ISRAELI Prime Minister Benjamin Netanyahu has rejected close allies’ calls for restraint in the wake of last weekend’s failed missile and drone attack by Iran, insisting that his country would be the one to decide whether and how to respond.

Israel has vowed to hit back, but without saying when or how, leaving the region bracing for further escalation after months of unrest linked to the ongoing violence in the Gaza Strip.

Speaking at a cabinet meeting, Mr Netanyahu said that he had had meetings on Wednesday with visiting British Foreign Secretary Lord Cameron and German Foreign Minister Annalena Baerbock and had thanked them for their countries’ support.

But he said Israel would choose on its own on how to respond, despite “all sorts of suggestions and advice” coming from friendly countries, some of which — including the United States, Britain and France — helped Israel repel the Iranian assault, which followed an Israeli air strike on an Iranian consular building in the Syrian capital Damascus that killed 16 people including a top general.

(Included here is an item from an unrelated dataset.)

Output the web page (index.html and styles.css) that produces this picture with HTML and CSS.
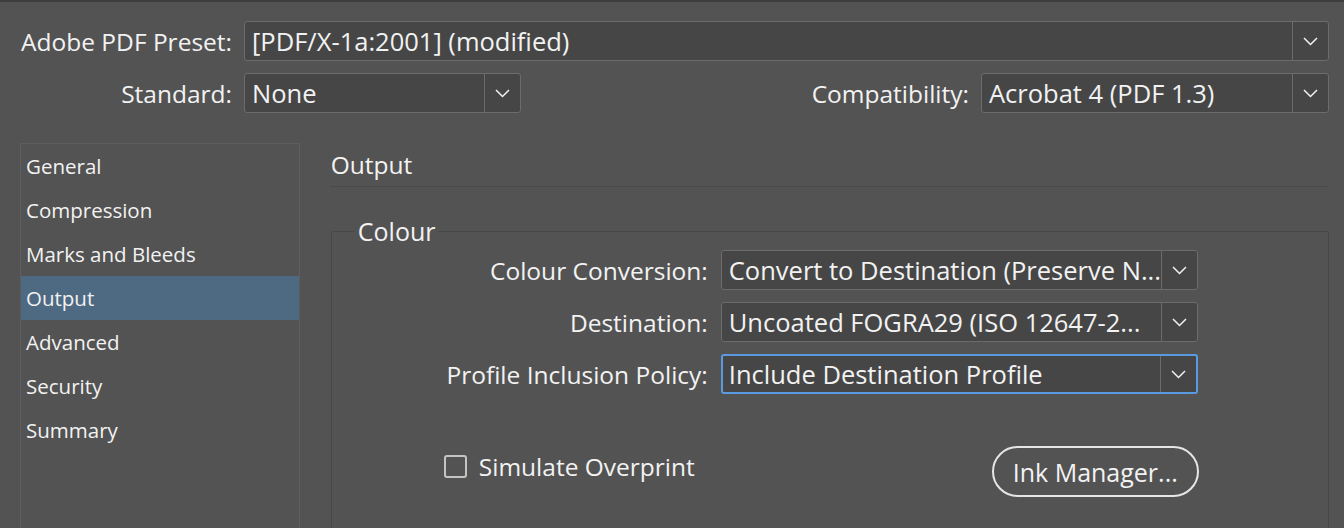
FILE: index.html
```html
<!DOCTYPE html>
<html lang="en">
<head>
  <meta charset="UTF-8" />
  <title>Export Adobe PDF</title>
  <link rel="stylesheet" href="styles.css">
</head>
<body>
  <div class="dialog">
    <div class="top">
      <div class="row">
        <label class="label wide">Adobe PDF Preset:</label>
        <div class="select grow">
          <span class="value">[PDF/X-1a:2001] (modified)</span>
          <span class="arrow"><svg width="15" height="9" viewBox="0 0 15 9"><polyline points="1,1 7.5,7.5 14,1" /></svg></span>
        </div>
      </div>
      <div class="row">
        <label class="label wide">Standard:</label>
        <div class="select standard">
          <span class="value">None</span>
          <span class="arrow"><svg width="15" height="9" viewBox="0 0 15 9"><polyline points="1,1 7.5,7.5 14,1" /></svg></span>
        </div>
        <label class="label compat">Compatibility:</label>
        <div class="select compat-select">
          <span class="value">Acrobat 4 (PDF 1.3)</span>
          <span class="arrow"><svg width="15" height="9" viewBox="0 0 15 9"><polyline points="1,1 7.5,7.5 14,1" /></svg></span>
        </div>
      </div>
    </div>

    <div class="main">
      <ul class="nav">
        <li>General</li>
        <li>Compression</li>
        <li>Marks and Bleeds</li>
        <li class="active">Output</li>
        <li>Advanced</li>
        <li>Security</li>
        <li>Summary</li>
      </ul>

      <div class="panel">
        <h2>Output</h2>
        <fieldset>
          <legend>Colour</legend>
          <div class="fields">
            <label class="label">Colour Conversion:</label>
            <div class="select">
              <span class="value">Convert to Destination (Preserve N...</span>
              <span class="arrow"><svg width="15" height="9" viewBox="0 0 15 9"><polyline points="1,1 7.5,7.5 14,1" /></svg></span>
            </div>
            <label class="label">Destination:</label>
            <div class="select">
              <span class="value">Uncoated FOGRA29 (ISO 12647-2...</span>
              <span class="arrow"><svg width="15" height="9" viewBox="0 0 15 9"><polyline points="1,1 7.5,7.5 14,1" /></svg></span>
            </div>
            <label class="label">Profile Inclusion Policy:</label>
            <div class="select focused">
              <span class="value">Include Destination Profile</span>
              <span class="arrow"><svg width="15" height="9" viewBox="0 0 15 9"><polyline points="1,1 7.5,7.5 14,1" /></svg></span>
            </div>
          </div>
          <div class="bottom">
            <label class="check"><span class="box"></span>Simulate Overprint</label>
            <button class="ink">Ink Manager...</button>
          </div>
        </fieldset>
      </div>
    </div>
  </div>
</body>
</html>
```

FILE: styles.css
```css
html, body {
  margin: 0;
  height: 100%;
  overflow: hidden;
}

body {
  background: #535353;
  color: #f2f2f2;
  font-family: 'Open Sans', 'Noto Sans', sans-serif;
  font-size: 24.5px;
  border-top: 2px solid #3d3d3d;
  box-sizing: border-box;
}

.dialog {
  padding: 19px 15px 0 10px;
}

.row {
  display: flex;
  align-items: center;
  gap: 12px;
  margin-bottom: 12px;
}

.label {
  text-align: right;
  white-space: nowrap;
}

.label.wide {
  width: 222px;
}

.label.compat {
  margin-left: auto;
}

.select {
  display: flex;
  height: 40px;
  box-sizing: border-box;
  background: #464646;
  border: 1px solid #6c6c6c;
  border-radius: 3px;
}

.select.grow { flex: 1; }
.select.standard { width: 277px; }
.select.compat-select { width: 348px; }

.select.focused {
  border: 2px solid #5a9ae0;
}

.value {
  flex: 1;
  padding-left: 7px;
  font-size: 25.5px;
  line-height: 38px;
  white-space: nowrap;
  overflow: hidden;
}

.focused .value {
  padding-left: 6px;
  line-height: 36px;
}

.arrow {
  width: 35px;
  border-left: 1px solid #6c6c6c;
  display: flex;
  align-items: center;
  justify-content: center;
}

.arrow polyline {
  fill: none;
  stroke: #f2f2f2;
  stroke-width: 1.5;
}

.main {
  display: flex;
  margin-top: 30px;
  margin-left: 10px;
}

.nav {
  list-style: none;
  margin: 0;
  padding: 0;
  width: 278px;
  height: 420px;
  border: 1px solid #5e5e5e;
  font-size: 20.5px;
}

.nav li {
  height: 44px;
  line-height: 44px;
  padding-left: 5px;
}

.nav li.active {
  background: #4e6982;
}

.panel {
  width: 1000px;
  margin-left: 30px;
}

h2 {
  margin: 0;
  font-weight: normal;
  font-size: 24.5px;
  height: 43px;
  line-height: 44px;
  padding-left: 1px;
  border-bottom: 1px solid #4a4a4a;
}

fieldset {
  margin: 30px 0 0 1px;
  padding: 5px 0 0 0;
  height: 400px;
  border: 1px solid #474747;
  border-radius: 2px;
}

legend {
  margin-left: 22px;
  padding: 0 4px;
  font-size: 25px;
  line-height: 28px;
}

.fields {
  display: grid;
  grid-template-columns: 376px 477px;
  column-gap: 13px;
  row-gap: 12px;
  align-items: center;
}

.bottom {
  display: flex;
  align-items: center;
  justify-content: space-between;
  width: 755px;
  margin: 52px 0 0 112px;
}

.check {
  display: flex;
  align-items: center;
  gap: 12px;
  margin-bottom: 10px;
}

.box {
  width: 19px;
  height: 19px;
  border: 2px solid #c4c4c4;
  border-radius: 3px;
}

.ink {
  height: 51px;
  padding: 0 19px;
  border: 2px solid #e6e6e6;
  border-radius: 26px;
  background: transparent;
  color: #f2f2f2;
  font-family: inherit;
  font-size: 25px;
}
```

“I want to be clear: we will make our decisions ourselves. The state of Israel will do whatever is necessary to defend itself,” Mr Netanyahu said.

Iran’s President Ebrahim Raisi warned on Wednesday that even the “tiniest” invasion of its territory would bring a “massive and harsh” response.

In Gaza, civilians have borne the brunt of the Israeli military onslaught, which begin in response to a bloody cross-border attack by the Hamas group that ruled the besieged coastal enclave, and Israel has failed to honour pledges to allow more deliveries of humanitarian aid.

International experts have warned of imminent famine in northern Gaza and said that half the territory’s 2.3 million people could be pushed to the brink of starvation if the violence intensifies.

In a bid to tighten the screw even further, Israel’s ambassador to the United Nations told the security council on Wednesday night that the UN Relief and Works Agency for Palestine Refugees was part of Hamas’s “terror war machine.”

Gilad Erdan claimed, without providing evidence, that UNRWA had been totally infiltrated by Hamas and that the UN agency was part of a Palestinian plot to annihilate Israel.

“Today in Gaza, UNRWA is Hamas and Hamas is UNRWA,” Mr Erdan said. “The time has come to defund [it].”

UNRWA commissioner-general Philippe Lazzarini warned the security council that heeding the Israeli demand would would deepen Gaza’s humanitarian crisis, leave a half million children without education and fuel “anger, resentment and endless cycles of violence.”